Having children is a life-changing experience, as you suddenly become responsible for a whole new person you created. Your child depends on you for everything until at least the age of 18 and likely for much longer – and this means your bundle of joy comes with a bundle of legal and financial responsibilities.

Making plans as early as possible for current or future children is essential to ensure your kids are provided for throughout their childhood and teenage years. And, it’s important not to just plan for expected events – such as your child going to college – but also to prepare if something goes wrong. In fact, making an estate plan is something every parent needs to do because otherwise your child could be left in very dire straits if something should happen to you.

While it’s not fun to think about a serious illness or an untimely death that renders you unable to raise your kids to adulthood, you must prepare for this possibility. These are some of the tools that could help.

Estate Planning Tools for Parents

Parents should plan for their child’s physical and financial care, both when things go right and when something goes wrong. Some of the different steps parents need to take include:

Name a legal guardian for children

If you become incapacitated or pass away, you’ll want to ensure that a guardian of your choosing is put in charge of raising your children to adulthood.

Ensure sufficient assets to provide for children

It’s very expensive to raise children. Unless you have substantial personal assets you can leave for your child’s care if you pass away, it’s a good idea to purchase a life insurance policy.

Preparing for a child’s educational costs

Private schools or colleges cost tens of thousands of dollars annually. A 529 is a tax-advantaged account parents can use to invest for a child’s education. The money in a 529 plan can cover K-12 tuition costs as well as college expenses. Contributions are made with after-tax dollars but you don’t have to pay taxes on gains and qualified distributions used for educational expenses are tax-free.

Planning for the transfer of wealth after a parent’s death

A child cannot manage an inheritance until he’s a legal adult, and many parents don’t want an 18-year-old inheriting assets with no strings attached. Tools such as the Uniform Transfers to Minors Act allow parents to simply and easily name a trustee to manage assets left to a child. Those parents who want more control over assets left to children can instead opt to create a trust, which names the child as a beneficiary and which names a responsible person as a trustee to manage trust assets.

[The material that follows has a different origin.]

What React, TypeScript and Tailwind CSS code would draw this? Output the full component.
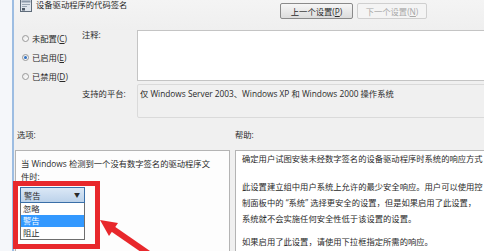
import React from 'react';

const Radio: React.FC<{ checked?: boolean; label: string; hotkey: string }> = ({ checked, label, hotkey }) => (
  <div className="flex items-center h-[13px] gap-[3px]">
    <div className="w-[7px] h-[7px] rounded-full border border-[#9a9a9a] bg-gradient-to-br from-[#e6e6e6] to-[#ffffff] flex items-center justify-center">
      {checked && <div className="w-[3px] h-[3px] rounded-full bg-[#2f6fc0]" />}
    </div>
    <span className="whitespace-nowrap">
      {label}(<u>{hotkey}</u>)
    </span>
  </div>
);

const PolicyIcon = () => (
  <svg width="12" height="13" viewBox="0 0 12 13">
    <rect x="0.5" y="0.5" width="11" height="12" fill="#dfe5ec" stroke="#5f6c7a" />
    <rect x="1.5" y="1.5" width="9" height="2" fill="#8a98a8" />
    <rect x="2" y="5" width="8" height="1" fill="#9aa6b3" />
    <rect x="2" y="7" width="5" height="1" fill="#9aa6b3" />
    <rect x="2" y="9" width="3" height="2.5" fill="#4f5b68" />
  </svg>
);

export default function App() {
  return (
    <div className="w-[484px] h-[251px] overflow-hidden flex relative font-['Open_Sans','Noto_Sans_CJK_SC',sans-serif] text-[8.3px] leading-[13px] text-[#2a2a2a]">
      <div className="w-[12px] shrink-0 bg-[#f5f7fa]" />
      <div className="w-[2px] shrink-0 bg-[#9dbde2]" />

      <div className="flex-1 min-w-0 bg-[#f0f0f0] flex flex-col">
        {/* Header */}
        <div className="h-[30px] shrink-0 flex items-start bg-gradient-to-b from-[#f4f4f4] to-[#efefef]">
          <div className="flex items-center gap-[4px] pl-[6px] -mt-[1px] h-[12px]">
            <PolicyIcon />
            <span className="whitespace-nowrap leading-[10px]">设备驱动程序的代码签名</span>
          </div>
          <div className="ml-auto mr-[57px] mt-[3px] flex gap-[4px]">
            <div className="w-[73px] h-[16px] border border-[#8a8a8a] rounded-[2px] bg-gradient-to-b from-[#f6f6f6] to-[#dcdcdc] flex items-center justify-center whitespace-nowrap">
              上一个设置(<u>P</u>)
            </div>
            <div className="w-[70px] h-[16px] border border-[#cfcfcf] rounded-[2px] bg-[#f4f4f4] text-[#a8a8a8] flex items-center justify-center whitespace-nowrap">
              下一个设置(<u>N</u>)
            </div>
          </div>
        </div>

        {/* State + comment + platform */}
        <div className="h-[88px] shrink-0 flex">
          <div className="w-[68px] shrink-0 pl-[8px] pt-[2px] flex flex-col gap-[6px]">
            <Radio label="未配置" hotkey="C" />
            <Radio label="已启用" hotkey="E" checked />
            <Radio label="已禁用" hotkey="D" />
          </div>
          <div className="w-[55px] shrink-0 flex flex-col">
            <div className="mt-[-2px] whitespace-nowrap">注释:</div>
            <div className="mt-[46px] whitespace-nowrap">支持的平台:</div>
          </div>
          <div className="flex-1 -mr-[6px] flex flex-col">
            <div className="h-[51px] bg-white border border-[#c4c4c4]" />
            <div className="mt-[3px] h-[34px] border border-[#dadada] rounded-[2px] bg-[#f0f0f0] pl-[2px] pt-[2px] whitespace-nowrap">
              仅 Windows Server 2003、Windows XP 和 Windows 2000 操作系统
            </div>
          </div>
        </div>

        {/* Section labels */}
        <div className="h-[32px] shrink-0 flex items-center">
          <div className="w-[221px] pl-[3px] pt-[1px]">选项:</div>
          <div className="pt-[1px]">帮助:</div>
        </div>

        {/* Panels */}
        <div className="flex-1 flex gap-[5px] pl-[1px]">
          <div className="w-[215px] shrink-0 h-[110px] bg-[#fdfdfd] border border-[#b4b4b4] pl-[5px] pt-[6px]">
            <div className="whitespace-nowrap">当 Windows 检测到一个没有数字签名的驱动程序文</div>
            <div>件时:</div>
            <div className="mt-[4px] -ml-[1px] w-[65px]">
              <div className="h-[16px] border border-[#3a6fa8] bg-gradient-to-b from-[#dbe8f6] to-[#bcd2ea] flex items-center justify-between pl-[3px] pr-[4px]">
                <span>警告</span>
                <span className="text-[6px] leading-none">▼</span>
              </div>
              <div className="border border-t-0 border-[#6e6e6e] bg-white">
                <div className="h-[12px] leading-[12px] pl-[2px]">忽略</div>
                <div className="h-[12px] leading-[12px] pl-[2px] bg-[#3399ff] text-white">警告</div>
                <div className="h-[12px] leading-[12px] pl-[2px]">阻止</div>
              </div>
            </div>
          </div>
          <div className="flex-1 -mr-[6px] h-[110px] bg-white border border-[#b4b4b4] pl-[6px] leading-[16px] whitespace-nowrap">
            <div className="leading-[15px]">确定用户试图安装未经数字签名的设备驱动程序时系统的响应方式</div>
            <div className="mt-[13px]">
              <div>此设置建立组中用户系统上允许的最少安全响应。用户可以使用控</div>
              <div>制面板中的 “系统” 选择更安全的设置，但是如果启用了此设置，</div>
              <div>系统就不会实施任何安全性低于该设置的设置。</div>
            </div>
            <div className="mt-[7px]">如果启用了此设置，请使用下拉框指定所需的响应。</div>
          </div>
        </div>
      </div>

      {/* Annotation overlay */}
      <div className="absolute left-[13px] top-[181px] w-[87px] h-[68px] border-[5px] border-[#e8282c]" />
      <svg className="absolute left-0 top-0" width="484" height="251" viewBox="0 0 484 251">
        <line x1="152" y1="256" x2="110" y2="227" stroke="#e8282c" strokeWidth="6" />
        <polygon points="100,220 118,223 109,236" fill="#e8282c" />
      </svg>
    </div>
  );
}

Parents can place conditions on a trust, such as requiring trust assets to be used to pay for college.

Reducing estate tax

When assets are left to children, rather than to a spouse, parents of larger estates may also need to take steps to ensure part of an inheritance is not lost due to federal or state estate tax. A Grantor Retained Annuity Trust is one way to limit tax implications of an asset transfer to children. Parents can also use other tools such as a family Limited Liability Company to reduce estate tax owed.

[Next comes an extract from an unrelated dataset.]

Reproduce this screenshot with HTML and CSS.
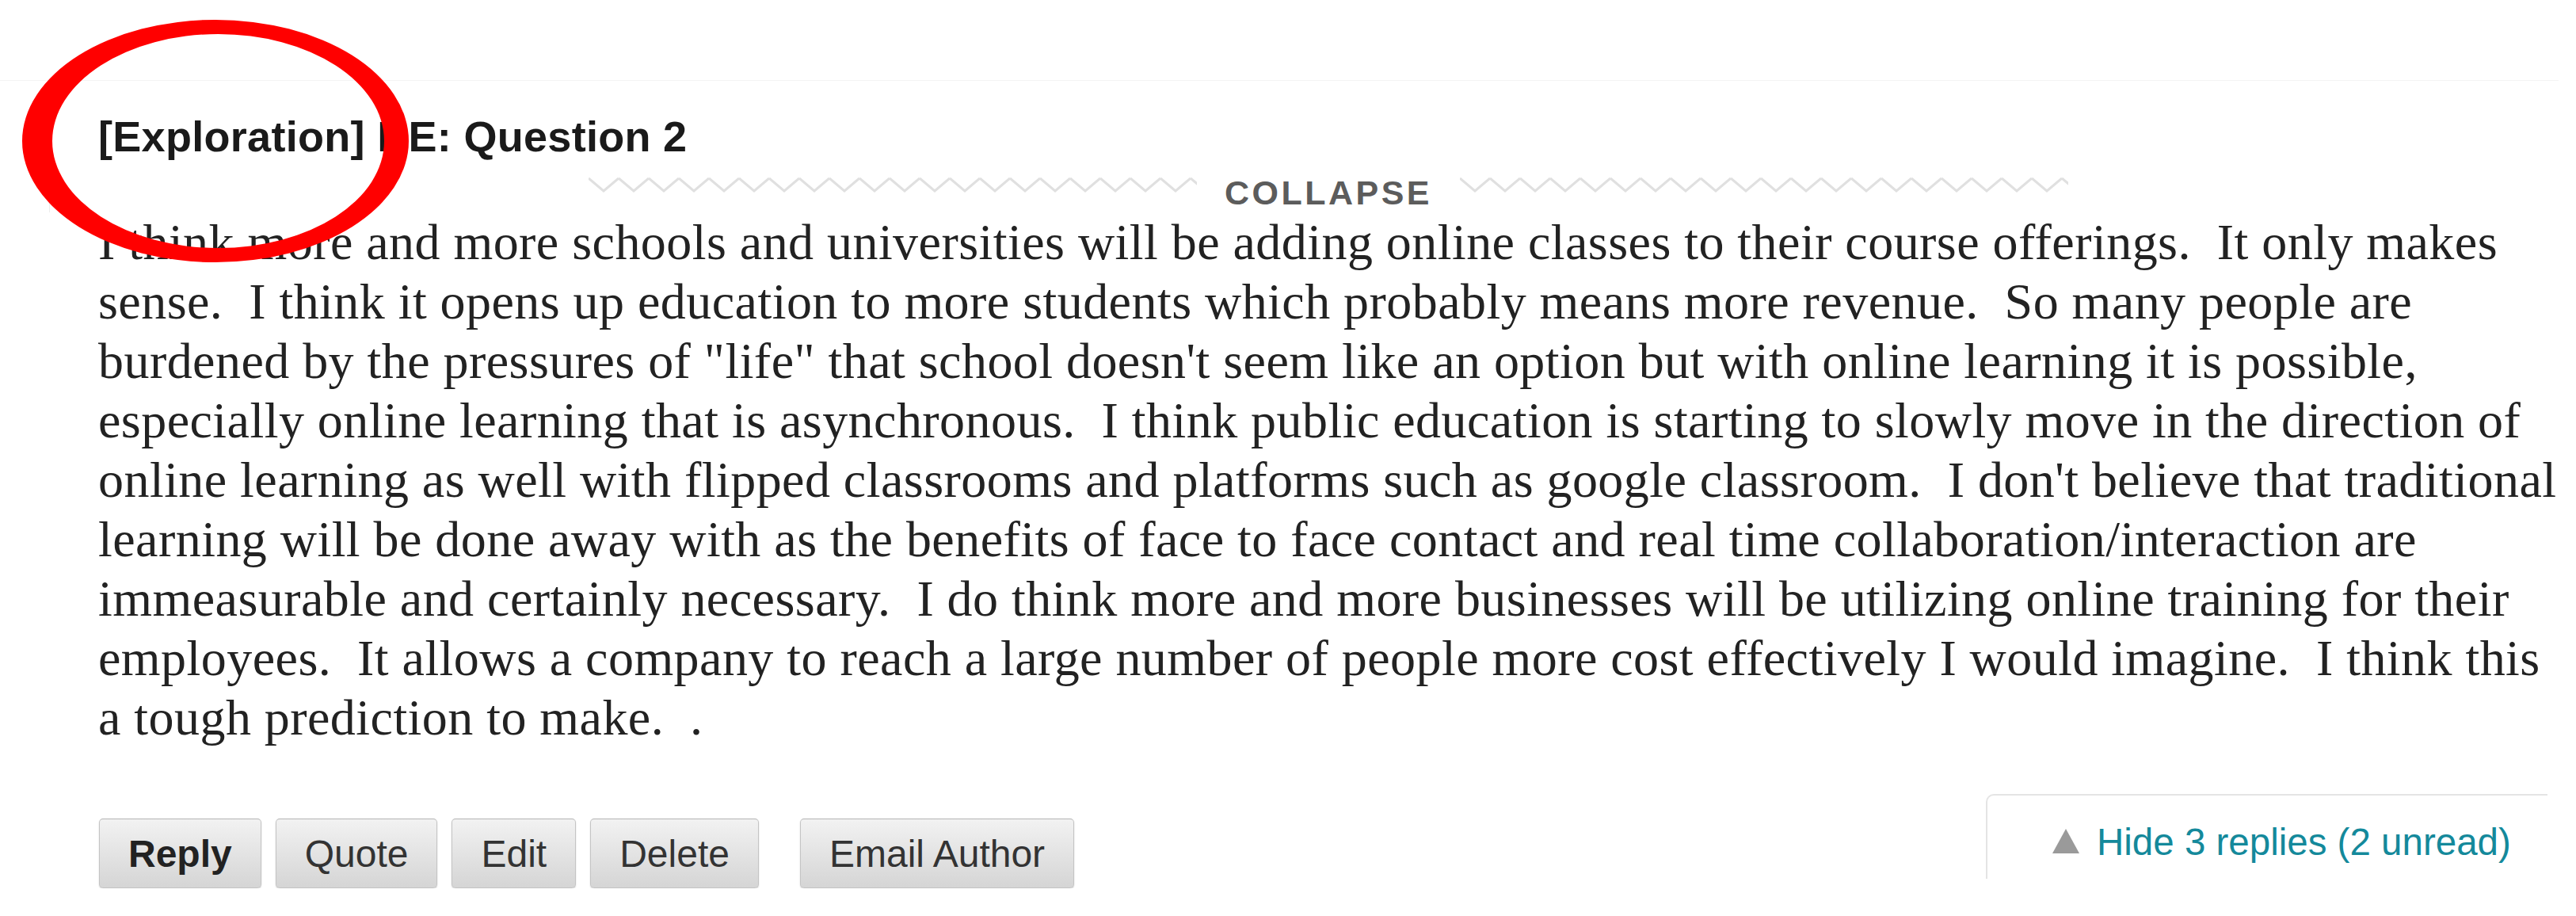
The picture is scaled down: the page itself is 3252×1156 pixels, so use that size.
FILE: index.html
```html
<!DOCTYPE html>
<html lang="en">
<head>
    <meta charset="UTF-8">
    <title>[Exploration] RE: Question 2</title>
    <link rel="stylesheet" href="styles.css">
</head>
<body>
    <div class="page">
        <div class="crumbs"></div>

        <div class="post-head">
            <h2 class="post-title">[Exploration] RE: Question 2</h2>
            <div class="collapse-row">
                <svg class="zigzag" width="768" height="20" viewBox="0 0 768 20">
                    <defs>
                        <pattern id="zzLeft" width="38" height="20" patternUnits="userSpaceOnUse">
                            <polyline points="0,2 19,18 38,2" fill="none" stroke="#e0e0e0" stroke-width="3"/>
                        </pattern>
                    </defs>
                    <rect width="768" height="20" fill="url(#zzLeft)"/>
                </svg>
                <span class="collapse-label">COLLAPSE</span>
                <svg class="zigzag" width="768" height="20" viewBox="0 0 768 20">
                    <defs>
                        <pattern id="zzRight" width="38" height="20" patternUnits="userSpaceOnUse">
                            <polyline points="0,2 19,18 38,2" fill="none" stroke="#e0e0e0" stroke-width="3"/>
                        </pattern>
                    </defs>
                    <rect width="768" height="20" fill="url(#zzRight)"/>
                </svg>
            </div>
        </div>

        <div class="post-body">
            I think more and more schools and universities will be adding online classes to their course offerings.&nbsp; It only makes<br>
            sense.&nbsp; I think it opens up education to more students which probably means more revenue.&nbsp; So many people are<br>
            burdened by the pressures of "life" that school doesn't seem like an option but with online learning it is possible,<br>
            especially online learning that is asynchronous.&nbsp; I think public education is starting to slowly move in the direction of<br>
            online learning as well with flipped classrooms and platforms such as google classroom.&nbsp; I don't believe that traditional<br>
            learning will be done away with as the benefits of face to face contact and real time collaboration/interaction are<br>
            immeasurable and certainly necessary.&nbsp; I do think more and more businesses will be utilizing online training for their<br>
            employees.&nbsp; It allows a company to reach a large number of people more cost effectively I would imagine.&nbsp; I think this<br>
            a tough prediction to make.&nbsp; .
        </div>

        <div class="actions">
            <div class="buttons">
                <button class="button primary">Reply</button>
                <button class="button">Quote</button>
                <button class="button">Edit</button>
                <button class="button">Delete</button>
                <button class="button email">Email Author</button>
            </div>
            <div class="replies-toggle">
                <svg class="arrow" width="34" height="31" viewBox="0 0 34 31">
                    <polygon points="17,0 34,31 0,31" fill="#9a9a9a"/>
                </svg>
                <a class="replies-link" href="#">Hide 3 replies (2 unread)</a>
            </div>
        </div>
    </div>

    <!-- red marker drawn over the title -->
    <svg class="marker" width="540" height="350" viewBox="0 0 540 350">
        <path fill="#ff0000" fill-rule="evenodd"
              d="M28,178 A244,153 0 1,0 516,178 A244,153 0 1,0 28,178 Z
                 M66,178 A209.5,135 0 1,0 485,178 A209.5,135 0 1,0 66,178 Z"/>
    </svg>
</body>
</html>
```

FILE: styles.css
```css
body {
    margin: 0;
    background-color: #FFFFFF;
    color: #222222;
    font-family: "Liberation Sans", Arial, sans-serif;
}

.page {
    padding-right: 22px;
}

.crumbs {
    height: 101px;
    border-bottom: 1px solid #f3f3f3;
}

.post-head {
    margin-left: 62px;
    border-left: 1px solid #ececec;
    padding-left: 61px;
    padding-top: 40px;
}

.post-title {
    margin: 0;
    font-size: 54px;
    line-height: 60px;
    font-weight: bold;
    letter-spacing: 0.3px;
    color: #1a1a1a;
}

.collapse-row {
    display: flex;
    justify-content: center;
    align-items: center;
    gap: 35px;
    margin-top: 16px;
    height: 50px;
}

.zigzag {
    display: block;
    margin-bottom: 20px;
}

.collapse-label {
    font-size: 43px;
    line-height: 50px;
    font-weight: bold;
    letter-spacing: 3.5px;
    color: #5c5c5c;
}

.post-body {
    padding-left: 124px;
    font-family: "Liberation Serif", Georgia, serif;
    font-size: 64px;
    line-height: 75px;
    letter-spacing: 0.45px;
    white-space: nowrap;
    color: #222222;
}

.actions {
    display: flex;
    justify-content: space-between;
    align-items: flex-start;
    margin-top: 59px;
    padding-left: 125px;
}

.buttons {
    display: flex;
    margin-top: 31px;
}

.button {
    height: 88px;
    padding: 0 36px;
    margin-right: 18px;
    font-family: "Liberation Sans", Arial, sans-serif;
    font-size: 48px;
    color: #333333;
    background: linear-gradient(#f2f2f2, #d5d5d5);
    border: 1px solid #c4c4c4;
    border-top-color: #b5b5b5;
    border-radius: 5px;
    box-shadow: 0 1px 2px rgba(0, 0, 0, 0.15);
    cursor: pointer;
}

.button.primary {
    font-weight: bold;
    color: #222222;
}

.button.email {
    margin-left: 34px;
}

.replies-toggle {
    display: flex;
    align-items: flex-start;
    gap: 22px;
    width: 625px;
    height: 72px;
    padding: 33px 0 0 82px;
    margin-right: 14px;
    border-top: 2px solid #e4e4e4;
    border-left: 2px solid #e4e4e4;
    border-top-left-radius: 10px;
}

.arrow {
    display: block;
    margin-top: 9px;
}

.replies-link {
    font-size: 47.5px;
    line-height: 52px;
    color: #14899b;
    text-decoration: none;
}

.marker {
    position: absolute;
    left: 0;
    top: 0;
}
```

Depending upon your child, there may also be other steps you need to take as well. For example, if your older child is not responsible with managing money, you may wish to create a spendthrift trust instead of simply leaving money directly to your adult son or daughter. A spendthrift trust gives a trustee control over trust assets to be used for your child’s benefit. Since your child has no access to trust assets, wealth can’t be lost in bankruptcy, to creditors, or to irresponsible spending.

Parents of special needs children also need to address where children will live after a parent is no longer able to provide care, as well as how children will receive financial support. A direct transfer of wealth to a disabled child could cause a loss of access to means-tested benefits such as Medicaid or Supplemental Security Income. Parents can use a special needs trust to provide funds for a disabled child’s supplemental needs. The creation of a special needs trust allows a responsible trustee to be chosen to manage trust assets for the disabled child and protects a child’s need-based benefits.

Estate Planning Deadlines and Considerations

It’s important that parents start planning for their children as early as possible. Saving for college should begin as soon as a child is born to amass a sufficient nest egg. And, every parent should make sure a guardian has been named and financial plans are made for the care of a child, as you don’t want your son or daughter left unprotected if you’re not able to be there to care for them yourself.

An experienced attorney can provide assistance with estate planning for current or future kids so you can get the right tools in place. Knowing your kids are provided for will give you peace of mind and will give your children the security they deserve.